▶ Supplied data:
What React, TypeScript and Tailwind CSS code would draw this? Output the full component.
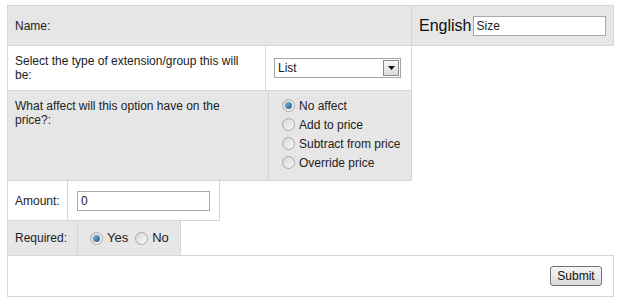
import React from 'react';

const font = { fontFamily: '"Liberation Sans", Arial, sans-serif' };

function Radio({ checked }: { checked?: boolean }) {
  return (
    <span className="relative inline-flex items-center justify-center w-[13px] h-[13px] rounded-full border border-[#a8a8a8] bg-gradient-to-br from-[#d6d6d6] to-[#fafafa] shrink-0">
      {checked ? (
        <span className="w-[7px] h-[7px] rounded-full bg-gradient-to-br from-[#7bb8dc] to-[#1d5e8c]" />
      ) : null}
    </span>
  );
}

function RadioRow({ label, checked }: { label: string; checked?: boolean }) {
  return (
    <label className="flex items-center gap-[4px] h-[19px]">
      <Radio checked={checked} />
      <span>{label}</span>
    </label>
  );
}

export default function App() {
  const cell = 'border-[#d6d6d6]';
  return (
    <div className="w-[619px] h-[305px] bg-white pl-[7px] pt-[5px] text-[12px] text-[#222]" style={font}>
      {/* Name row */}
      <div className="flex">
        <div className={`w-[405px] h-[41px] border ${cell} bg-[#e6e6e6] pl-[7px] flex items-center`}>Name:</div>
        <div className={`w-[202px] h-[41px] border-y border-r ${cell} bg-[#e6e6e6] pl-[7px] flex items-center gap-[2px]`}>
          <span className="text-[16px] text-[#111]">English</span>
          <input
            readOnly
            value="Size"
            className="w-[133px] h-[20px] border border-[#a9a9a9] bg-white px-[2px] text-[12px] outline-none"
            style={font}
          />
        </div>
      </div>

      {/* Type row */}
      <div className="flex">
        <div className={`w-[259px] h-[45px] border-l border-r border-b ${cell} pl-[7px] pr-[16px] pt-[8px] leading-[14px]`}>
          Select the type of extension/group this will be:
        </div>
        <div className={`w-[146px] h-[45px] border-r border-b ${cell} pl-[8px] pt-[12px]`}>
          <div className="w-[127px] h-[20px] border border-[#a5a5a5] bg-white flex items-center justify-between pl-[3px] pr-[1px]">
            <span>List</span>
            <span className="w-[16px] h-[16px] border border-[#8a8a8a] bg-gradient-to-b from-[#f7f7f7] to-[#dcdcdc] flex items-center justify-center">
              <svg width="7" height="4" viewBox="0 0 7 4">
                <path d="M0 0h7L3.5 4z" fill="#111" />
              </svg>
            </span>
          </div>
        </div>
      </div>

      {/* Price row */}
      <div className="flex">
        <div className={`w-[262px] h-[90px] border-l border-r border-b ${cell} bg-[#e6e6e6] pl-[7px] pr-[20px] pt-[8px] leading-[14px]`}>
          What affect will this option have on the price?:
        </div>
        <div className={`w-[143px] h-[90px] border-r border-b ${cell} bg-[#e6e6e6] pl-[13px] pt-[5px] flex flex-col`}>
          <RadioRow label="No affect" checked />
          <RadioRow label="Add to price" />
          <RadioRow label="Subtract from price" />
          <RadioRow label="Override price" />
        </div>
      </div>

      {/* Amount row */}
      <div className="flex">
        <div className={`w-[61px] h-[40px] border-l border-r border-b ${cell} pl-[7px] flex items-center`}>Amount:</div>
        <div className={`w-[152px] h-[40px] border-r border-b ${cell} pl-[9px] pt-[10px]`}>
          <input
            readOnly
            value="0"
            className="w-[133px] h-[20px] border border-[#a9a9a9] bg-white px-[3px] text-[12px] outline-none"
            style={font}
          />
        </div>
      </div>

      {/* Required row */}
      <div className="flex">
        <div className={`w-[71px] h-[34px] border-l border-r ${cell} bg-[#e6e6e6] pl-[7px] flex items-center`}>Required:</div>
        <div className={`w-[103px] h-[34px] border-r ${cell} bg-[#e6e6e6] pl-[12px] flex items-center gap-[4px] text-[13px]`}>
          <Radio checked />
          <span className="mr-[3px]">Yes</span>
          <Radio />
          <span>No</span>
        </div>
      </div>

      {/* Submit row */}
      <div className={`w-[607px] h-[42px] border ${cell} flex items-center justify-end pr-[11px]`}>
        <button
          type="button"
          className="w-[52px] h-[20px] border border-[#707070] rounded-[3px] bg-gradient-to-b from-[#f6f6f6] to-[#dadada] text-[12px] text-[#111]"
          style={font}
        >
          Submit
        </button>
      </div>
    </div>
  );
}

▶ Work to complete:
Among the lines of the material, find those that hold the word "this" and copy them.

▶ In response:
What React, TypeScript and Tailwind CSS code would draw this? Output the full component.
          Select the type of extension/group this will be:
          What affect will this option have on the price?:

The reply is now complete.